▼▼▼
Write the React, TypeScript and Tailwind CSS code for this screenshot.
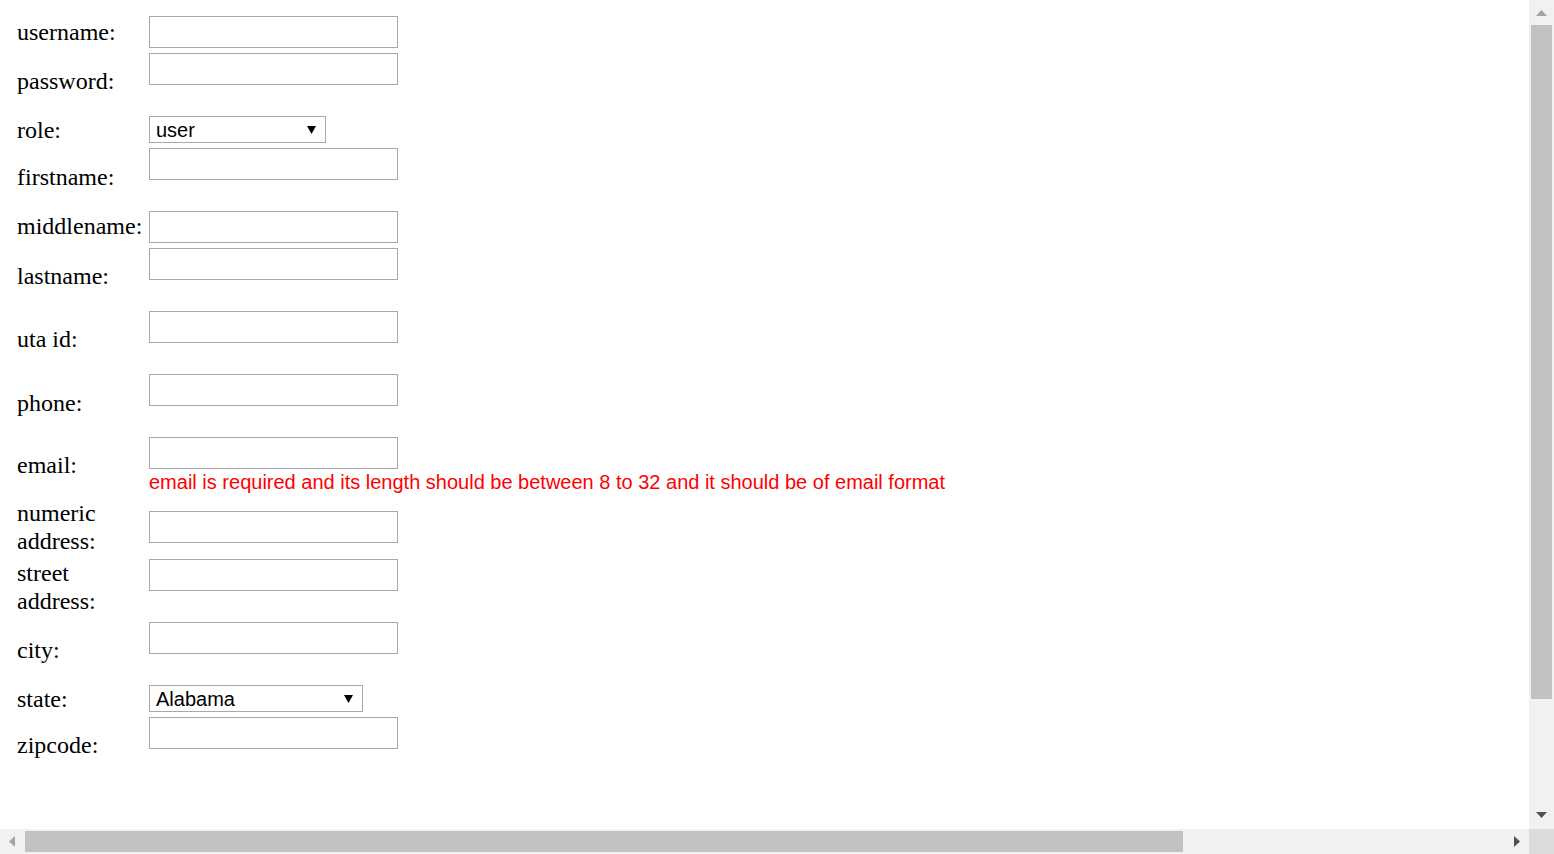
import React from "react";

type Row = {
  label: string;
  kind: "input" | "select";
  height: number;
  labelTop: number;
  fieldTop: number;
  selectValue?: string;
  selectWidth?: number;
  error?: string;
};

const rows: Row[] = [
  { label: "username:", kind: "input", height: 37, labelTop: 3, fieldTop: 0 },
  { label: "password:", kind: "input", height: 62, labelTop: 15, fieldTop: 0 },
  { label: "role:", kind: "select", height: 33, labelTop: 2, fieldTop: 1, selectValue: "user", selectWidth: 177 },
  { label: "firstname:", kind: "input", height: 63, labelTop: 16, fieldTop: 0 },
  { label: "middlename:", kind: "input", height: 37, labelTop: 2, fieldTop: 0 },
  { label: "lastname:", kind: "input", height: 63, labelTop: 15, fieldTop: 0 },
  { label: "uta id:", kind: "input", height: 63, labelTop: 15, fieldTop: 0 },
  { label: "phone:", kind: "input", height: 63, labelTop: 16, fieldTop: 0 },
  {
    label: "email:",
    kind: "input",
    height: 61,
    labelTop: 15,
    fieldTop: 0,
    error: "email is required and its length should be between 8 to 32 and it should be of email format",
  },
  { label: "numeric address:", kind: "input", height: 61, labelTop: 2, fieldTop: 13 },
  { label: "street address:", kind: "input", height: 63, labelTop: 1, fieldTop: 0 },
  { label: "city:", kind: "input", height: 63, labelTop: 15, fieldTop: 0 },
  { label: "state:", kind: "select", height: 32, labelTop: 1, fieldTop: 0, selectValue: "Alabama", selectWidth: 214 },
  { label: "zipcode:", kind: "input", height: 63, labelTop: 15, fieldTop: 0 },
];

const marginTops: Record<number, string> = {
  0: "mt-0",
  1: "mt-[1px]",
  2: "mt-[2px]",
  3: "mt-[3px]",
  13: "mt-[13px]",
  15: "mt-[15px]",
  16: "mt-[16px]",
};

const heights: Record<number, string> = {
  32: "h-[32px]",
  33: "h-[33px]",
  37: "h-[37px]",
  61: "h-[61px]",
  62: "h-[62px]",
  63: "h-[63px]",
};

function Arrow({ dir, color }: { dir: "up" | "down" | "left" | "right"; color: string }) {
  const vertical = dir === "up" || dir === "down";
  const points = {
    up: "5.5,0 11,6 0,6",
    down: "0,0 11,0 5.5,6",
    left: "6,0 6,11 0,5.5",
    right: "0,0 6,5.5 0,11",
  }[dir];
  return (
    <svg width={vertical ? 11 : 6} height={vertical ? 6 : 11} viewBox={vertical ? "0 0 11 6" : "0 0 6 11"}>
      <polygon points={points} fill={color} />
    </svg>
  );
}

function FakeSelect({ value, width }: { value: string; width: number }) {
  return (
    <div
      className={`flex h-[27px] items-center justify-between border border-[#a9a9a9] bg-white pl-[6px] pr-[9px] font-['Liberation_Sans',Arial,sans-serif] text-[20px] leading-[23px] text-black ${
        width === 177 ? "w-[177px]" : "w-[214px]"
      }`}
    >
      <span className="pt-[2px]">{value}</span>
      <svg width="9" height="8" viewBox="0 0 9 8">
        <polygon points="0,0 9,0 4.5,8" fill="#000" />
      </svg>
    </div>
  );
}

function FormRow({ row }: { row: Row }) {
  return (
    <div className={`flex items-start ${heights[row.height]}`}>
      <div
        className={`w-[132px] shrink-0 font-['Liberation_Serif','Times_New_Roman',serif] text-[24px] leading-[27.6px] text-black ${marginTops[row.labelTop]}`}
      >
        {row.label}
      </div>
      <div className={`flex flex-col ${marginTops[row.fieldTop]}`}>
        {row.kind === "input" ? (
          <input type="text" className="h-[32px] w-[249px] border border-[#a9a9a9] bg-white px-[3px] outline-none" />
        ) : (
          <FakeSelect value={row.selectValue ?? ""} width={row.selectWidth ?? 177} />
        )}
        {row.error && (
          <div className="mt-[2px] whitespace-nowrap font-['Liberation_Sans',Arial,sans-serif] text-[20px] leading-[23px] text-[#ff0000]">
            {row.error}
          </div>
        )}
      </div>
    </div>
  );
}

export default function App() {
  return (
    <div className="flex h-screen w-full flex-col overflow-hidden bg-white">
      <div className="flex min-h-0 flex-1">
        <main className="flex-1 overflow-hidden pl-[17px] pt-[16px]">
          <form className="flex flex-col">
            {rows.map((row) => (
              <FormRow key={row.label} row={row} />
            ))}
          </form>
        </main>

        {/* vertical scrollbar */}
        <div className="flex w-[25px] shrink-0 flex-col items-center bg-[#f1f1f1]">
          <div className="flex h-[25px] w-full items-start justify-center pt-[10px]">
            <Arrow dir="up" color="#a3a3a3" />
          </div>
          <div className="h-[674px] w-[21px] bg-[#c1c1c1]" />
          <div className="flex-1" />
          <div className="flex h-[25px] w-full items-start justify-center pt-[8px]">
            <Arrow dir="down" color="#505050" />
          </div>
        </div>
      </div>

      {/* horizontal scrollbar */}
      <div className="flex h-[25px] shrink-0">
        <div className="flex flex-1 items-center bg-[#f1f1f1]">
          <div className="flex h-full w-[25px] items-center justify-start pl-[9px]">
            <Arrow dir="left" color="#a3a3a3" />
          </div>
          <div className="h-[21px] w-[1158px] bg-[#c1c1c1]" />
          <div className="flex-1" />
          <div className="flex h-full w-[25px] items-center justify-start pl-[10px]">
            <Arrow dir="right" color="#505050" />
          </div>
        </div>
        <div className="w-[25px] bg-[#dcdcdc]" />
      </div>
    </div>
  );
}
▲▲▲
▼▼▼
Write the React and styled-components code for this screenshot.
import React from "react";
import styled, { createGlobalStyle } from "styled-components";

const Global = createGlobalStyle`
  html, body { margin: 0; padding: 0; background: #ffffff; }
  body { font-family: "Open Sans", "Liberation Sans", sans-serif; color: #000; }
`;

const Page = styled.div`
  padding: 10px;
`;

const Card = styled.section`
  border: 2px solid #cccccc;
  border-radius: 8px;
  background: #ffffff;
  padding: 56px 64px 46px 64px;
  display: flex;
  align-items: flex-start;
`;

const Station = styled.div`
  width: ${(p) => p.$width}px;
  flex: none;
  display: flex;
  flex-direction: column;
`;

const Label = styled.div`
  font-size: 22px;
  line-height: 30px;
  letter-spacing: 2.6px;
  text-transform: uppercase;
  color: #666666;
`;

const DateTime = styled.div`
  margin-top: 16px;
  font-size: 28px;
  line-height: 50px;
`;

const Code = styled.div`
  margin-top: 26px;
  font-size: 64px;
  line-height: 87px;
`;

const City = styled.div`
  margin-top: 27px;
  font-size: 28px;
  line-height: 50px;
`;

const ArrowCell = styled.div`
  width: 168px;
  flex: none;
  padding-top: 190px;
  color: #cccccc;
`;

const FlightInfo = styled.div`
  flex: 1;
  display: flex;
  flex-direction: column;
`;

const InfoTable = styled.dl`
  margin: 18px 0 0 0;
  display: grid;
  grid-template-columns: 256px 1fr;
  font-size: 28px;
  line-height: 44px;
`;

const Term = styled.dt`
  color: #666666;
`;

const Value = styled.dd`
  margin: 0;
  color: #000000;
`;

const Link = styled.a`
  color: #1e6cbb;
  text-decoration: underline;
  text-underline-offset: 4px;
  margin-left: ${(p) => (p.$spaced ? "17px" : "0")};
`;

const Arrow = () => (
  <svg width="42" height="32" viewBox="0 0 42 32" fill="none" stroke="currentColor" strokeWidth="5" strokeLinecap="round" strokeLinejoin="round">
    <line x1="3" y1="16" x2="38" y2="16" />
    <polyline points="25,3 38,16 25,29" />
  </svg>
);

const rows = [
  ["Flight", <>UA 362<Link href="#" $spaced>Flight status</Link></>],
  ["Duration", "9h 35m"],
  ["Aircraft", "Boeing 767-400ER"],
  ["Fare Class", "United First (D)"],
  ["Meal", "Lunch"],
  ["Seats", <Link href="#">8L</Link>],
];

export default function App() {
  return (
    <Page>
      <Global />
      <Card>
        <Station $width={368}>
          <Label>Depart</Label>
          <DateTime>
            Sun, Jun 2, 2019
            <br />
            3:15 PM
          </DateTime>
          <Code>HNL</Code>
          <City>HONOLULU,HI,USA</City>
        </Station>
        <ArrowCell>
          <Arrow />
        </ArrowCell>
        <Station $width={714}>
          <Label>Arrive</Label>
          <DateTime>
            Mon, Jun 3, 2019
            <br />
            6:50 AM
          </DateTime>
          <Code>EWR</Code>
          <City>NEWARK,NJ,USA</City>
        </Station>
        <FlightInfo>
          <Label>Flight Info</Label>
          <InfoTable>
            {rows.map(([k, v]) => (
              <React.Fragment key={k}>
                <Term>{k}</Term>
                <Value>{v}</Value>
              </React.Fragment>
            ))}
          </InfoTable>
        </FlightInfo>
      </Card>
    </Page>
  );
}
▲▲▲
▼▼▼
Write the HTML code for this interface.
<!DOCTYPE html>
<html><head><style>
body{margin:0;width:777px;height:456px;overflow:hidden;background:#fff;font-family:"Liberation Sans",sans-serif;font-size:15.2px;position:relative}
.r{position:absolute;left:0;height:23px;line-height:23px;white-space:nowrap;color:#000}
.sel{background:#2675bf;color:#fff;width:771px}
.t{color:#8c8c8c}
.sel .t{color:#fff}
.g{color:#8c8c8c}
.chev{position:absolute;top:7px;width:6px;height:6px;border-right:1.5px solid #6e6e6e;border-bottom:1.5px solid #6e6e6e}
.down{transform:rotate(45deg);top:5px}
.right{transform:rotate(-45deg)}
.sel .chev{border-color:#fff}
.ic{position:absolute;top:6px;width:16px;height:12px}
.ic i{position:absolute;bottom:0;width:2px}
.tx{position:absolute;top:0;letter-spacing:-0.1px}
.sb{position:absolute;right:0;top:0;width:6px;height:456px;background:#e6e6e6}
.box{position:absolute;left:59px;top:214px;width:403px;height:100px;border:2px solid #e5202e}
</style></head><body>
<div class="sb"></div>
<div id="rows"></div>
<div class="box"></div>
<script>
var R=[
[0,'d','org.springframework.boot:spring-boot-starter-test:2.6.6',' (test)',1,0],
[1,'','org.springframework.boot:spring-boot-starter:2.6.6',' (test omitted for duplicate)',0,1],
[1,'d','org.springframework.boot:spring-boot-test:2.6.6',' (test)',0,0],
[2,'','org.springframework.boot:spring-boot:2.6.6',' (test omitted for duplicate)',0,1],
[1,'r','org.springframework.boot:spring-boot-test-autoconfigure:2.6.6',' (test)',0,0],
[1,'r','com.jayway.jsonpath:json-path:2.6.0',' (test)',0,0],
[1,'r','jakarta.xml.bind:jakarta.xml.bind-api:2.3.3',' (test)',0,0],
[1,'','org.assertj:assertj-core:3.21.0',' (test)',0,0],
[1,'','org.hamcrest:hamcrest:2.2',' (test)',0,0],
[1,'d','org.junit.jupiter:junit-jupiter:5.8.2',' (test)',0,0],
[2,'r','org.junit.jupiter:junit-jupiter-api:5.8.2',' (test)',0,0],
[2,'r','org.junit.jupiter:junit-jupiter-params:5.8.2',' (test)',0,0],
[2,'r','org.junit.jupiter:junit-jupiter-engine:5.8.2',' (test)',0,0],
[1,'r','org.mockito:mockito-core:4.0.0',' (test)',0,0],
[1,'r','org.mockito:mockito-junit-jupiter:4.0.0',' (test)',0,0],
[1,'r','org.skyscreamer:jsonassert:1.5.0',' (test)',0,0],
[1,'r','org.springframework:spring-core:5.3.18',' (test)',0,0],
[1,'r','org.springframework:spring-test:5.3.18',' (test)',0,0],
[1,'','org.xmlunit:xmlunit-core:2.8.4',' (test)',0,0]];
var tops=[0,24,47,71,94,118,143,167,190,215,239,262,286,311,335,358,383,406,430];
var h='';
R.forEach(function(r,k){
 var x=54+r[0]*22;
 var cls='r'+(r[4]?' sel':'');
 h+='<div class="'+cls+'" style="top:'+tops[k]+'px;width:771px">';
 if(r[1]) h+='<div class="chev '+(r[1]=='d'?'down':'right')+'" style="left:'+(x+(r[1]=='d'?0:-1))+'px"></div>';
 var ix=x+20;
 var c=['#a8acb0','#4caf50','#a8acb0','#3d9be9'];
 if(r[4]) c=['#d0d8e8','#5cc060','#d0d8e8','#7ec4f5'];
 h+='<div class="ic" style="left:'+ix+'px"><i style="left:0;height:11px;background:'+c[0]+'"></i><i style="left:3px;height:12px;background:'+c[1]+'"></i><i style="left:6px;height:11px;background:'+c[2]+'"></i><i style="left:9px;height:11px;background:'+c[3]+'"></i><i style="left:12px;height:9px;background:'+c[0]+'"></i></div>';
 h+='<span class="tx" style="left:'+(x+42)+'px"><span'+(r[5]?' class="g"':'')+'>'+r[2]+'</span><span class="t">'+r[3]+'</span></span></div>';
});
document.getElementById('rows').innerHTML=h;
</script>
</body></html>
▲▲▲
Go through the material above and copy each line that has the word "this".

Write the React, TypeScript and Tailwind CSS code for this screenshot.
Write the React and styled-components code for this screenshot.
Write the HTML code for this interface.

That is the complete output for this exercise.